Ahab aus Wanne-Eickel

■ Die Protestflotte vor dem Moruroa-Atoll

Die Seeschlacht vor Moruroa wird zur Medienschlacht. Die französische Marine hat bei der Kaperung der Greenpeace-Flotte mit eigenen Kameras versucht, anhand von Gegenbildern Greenpeace auf dessen eigenem Terrain zu schlagen. Der militärische Piratenakt live on stage. Und dennoch hat der Öko-David gesiegt. Greenpeace kann nur gewinnen, der Sympathiebonus des wackeren Kleinen im Kampf gegen die Atomiker ist beachtlich. Und den Nuklear-Schurken macht auch die beste TV-Show nicht vergessen.
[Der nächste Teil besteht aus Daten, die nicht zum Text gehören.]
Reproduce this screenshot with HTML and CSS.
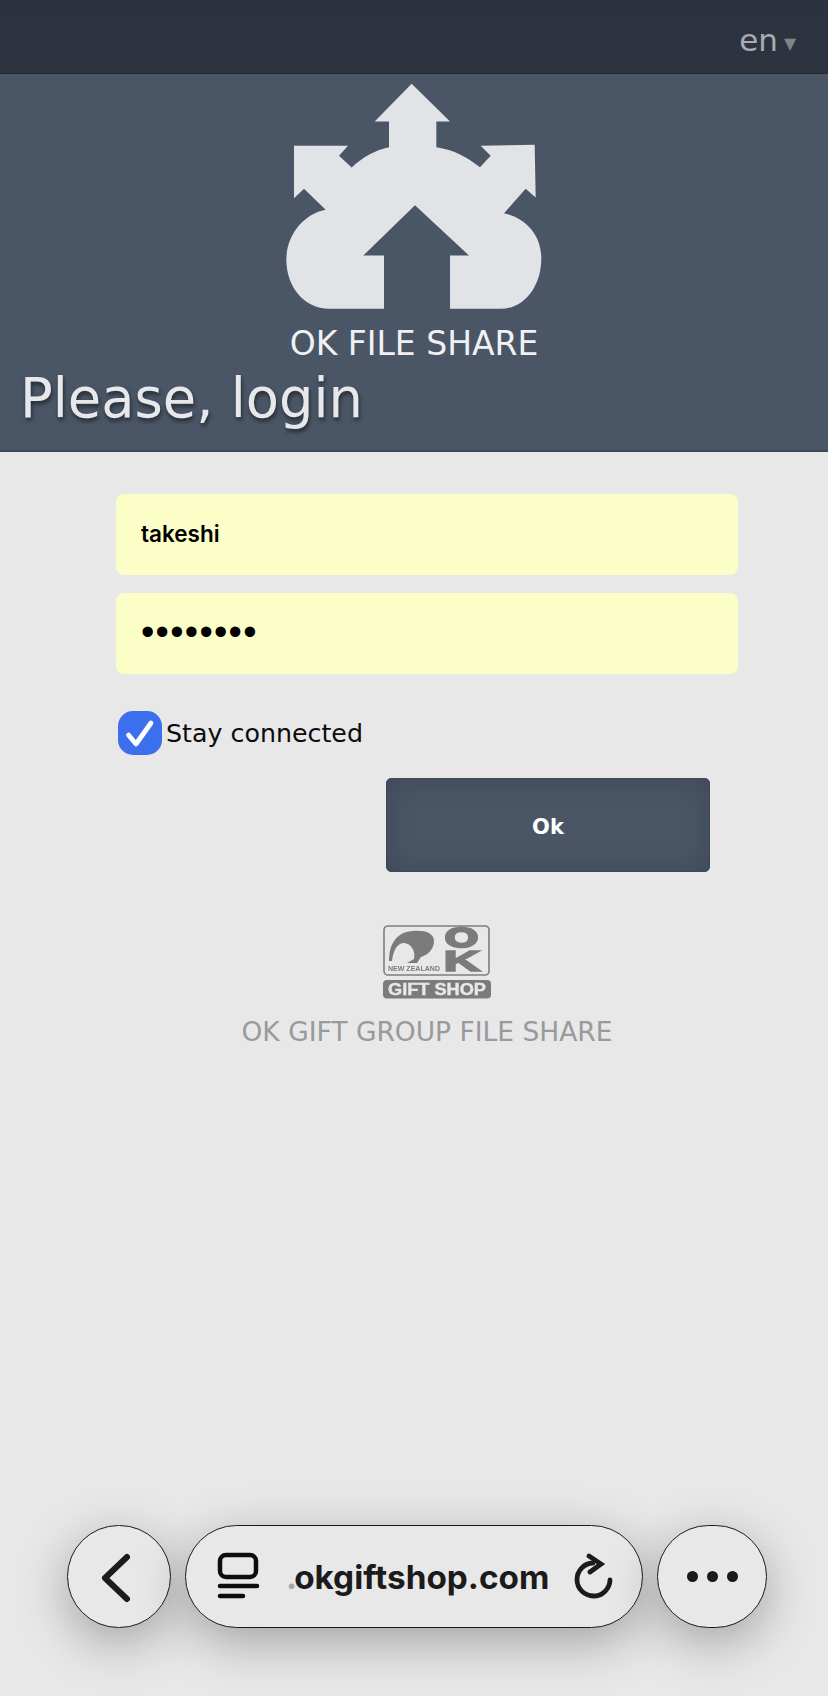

Es ist erstaunlich und großartig, wie eine Handvoll Umweltaktivisten mit ihren zwei Jollen die Weltnachrichten bestimmen. Jahrelang hatten Atombombentests die Aufmerksamkeit einer Mitteilung des Bundes der Steuerzahler, und jetzt dieser Mediensturm.

Doch während Greenpeace auf der Sympathiewelle surft, werden die Atom-Touristen auf den „zivilen“ Protestschiffen mit Häme überschüttet. Der Spott gilt dem Spießer in Bermudashorts mit eisgekühltem „Tequila Sunrise“, Videokamera, Bierwampe und Trudchen im Arm auf dem Weg zur Bombe. Ganz toll zum Atoll. Südseeabenteuer als Reality-Show, Baccardi-Feeling in Echtzeit, gesponsert von Großverlagen. Igittigitt!

Bei all dem Gelächter über Kapitän Ahab aus Wanne-Eickel wird allerdings nirgendwo gesagt, was am Atomprotest des gemeinen Gutmenschen so verwerflich ist. Soll die „Spießerflotte“ statt mit Greenpeace aufs Atoll lieber mit Neckermann nach Mallorca segeln? Stimmt dann unser Weltbild wieder? Was treibt den Kommentatoren soviel Schaum vor den Mund?

Hätte man den Baccardi-Demonstranten vorher klarmachen sollen, daß Protest in Deutschland keinen Spaß machen darf? Daß sie Bermudashorts und Hawaiihemd mit Sack und Asche tauschen müssen? Daß der Widerstand gegens Atom eine todernste Sache ist, die nur von bewährten Fachkräften zu leisten ist, die mindestens zwei Meter Robert Jungk und Klaus Traube gelesen haben? Daß Protest hierzulande für jene exklusiven zehn Prozent der Bevölkerung reserviert ist, die sich behaglich im Ghetto ihrer eigenen Niederlagen eingerichtet haben?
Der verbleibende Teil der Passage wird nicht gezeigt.